We launched a cooperative study to determine the loons’ nesting and wintering locales by using implanted satellite-received telemetry. During the 1998-1999  pilot study we captured six loons by dip net from NDOW boats, on nights with little moonlight. We implanted three PTTs subcutaneously, and although shortcomings in transmitter function soon became evident we were able to track one individual to its breeding ground in west central Saskatchewan. We obtained blood samples from six loons and analyzed them for environmental contaminants. The results revealed blood mercury levels placing four of the six in a high risk category (3.0 ppm and above) as established by the Northeast Loon Study Working Group. 

We initially suspected this would be indicative only of contaminants acquired on wintering grounds and brought along to Walker Lake. However, data from previous investigation revealed elevated mercury levels in a 1996 composite sample of Lahontan tui chub (Gila bicolor obesus) from the lake. This fish is eaten by loons. In April 1999 we conducted another round of loon blood sampling, capturing 20 more individuals. Seven of those subjects met the high-risk criteria of 3.0 ppm mercury. NDOW concurrently sampled six chub and six Lahontan cutthroat trout (Salmo clarki henshawi) from the lake. Chub samples averaged 0.59 ppm mercury and trout 0.68 ppm, both below the current U.S. Food and Drug Administration immediate action level (1.0 ppm) for mercury in fish. Although this was good news for public health, BioDiversity Research Institute studies have shown reproductive impairment in common loons feeding on fish carrying 0.30 ppm mercury and no reproduction in those feeding on fish carrying 0.40 ppm.  

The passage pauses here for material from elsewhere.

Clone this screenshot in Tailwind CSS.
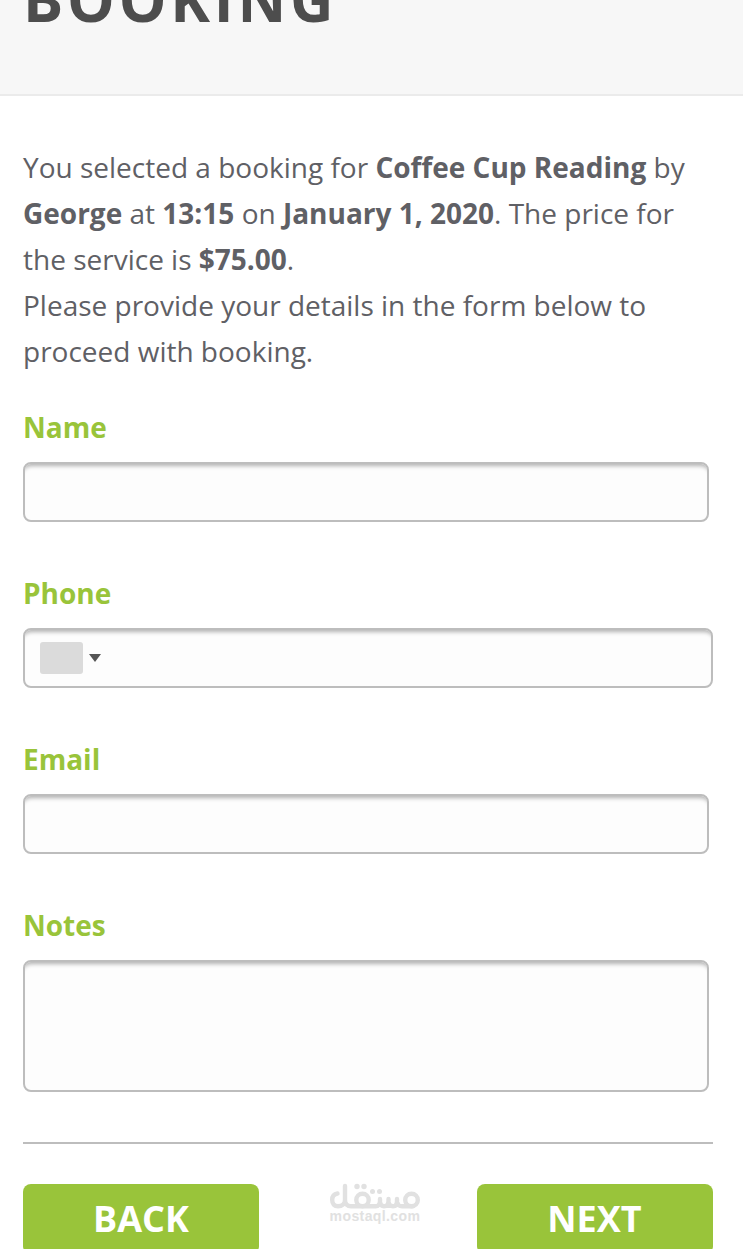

Thus, the loons, and perhaps other fish eating birds, that use Walker Lake face a double threat:  loss of the food base and environmental contamination from the food that is available now.

Research Effort 2000:

Accordingly, in 1999 we  submitted a joint proposal with USFWS, USGS, and BRI to continue the loon study and to investigate availability and sources of mercury in the Walker River Basin. That proposal received partial funding. Teaming again with NDOW, our protocol for 2000 included the capture, blood sampling, and radio marking of 10 loons (three with improved PTTs) in early April. 

On the nights of 6-7 April 2000 we captured and blood sampled 23 loons at Walker Lake. Three received implanted PTTs and VHF transmitters attached to color leg bands; seven others received the VHF leg bands alone. We returned to attempt recaptures three weeks later when the moon phase was once again conducive to the effort. By then few loons remained on the lake and two of the three bearing PTTs were already far to the north.  High winds from the north limited our time on the lake to less than four hours during the two nights. We did not locate any of the original subjects and captured only two more loons for sampling. 

Our analyses of the 25 blood samples collected in spring 2000 placed 10 of those individuals in the high risk category for mercury, with one individual's concentration of 9.46 ppm being the highest of the 51 loons sampled to date.

PTTs implanted during the current phase of the study are programmed to transmit eight hours and be inactive for 72 hours repeatedly until the batteries are exhausted. We expect to receive positions into March of 2001, which would allow us to define breeding and wintering locales for these three subjects. The loon bearing PTT #11979 left Walker Lake between 11 and 14 April, spent at least 10 days in Montana, and arrived at its expected breeding locale by 2 May. The loon bearing PTT #11989 left Walker Lake between 14 and 17 April, arriving at its expected breeding locale by 24 April. The loon bearing PTT #19214 left Walker Lake between 28 April and 1 May, arriving at its expected breeding locale by 6 May (click for map). Like the one subject tracked successfully in 1998, all three went to west central Saskatchewan, indicating that loons breeding in that area may comprise a significant proportion of the Walker Lake migrants.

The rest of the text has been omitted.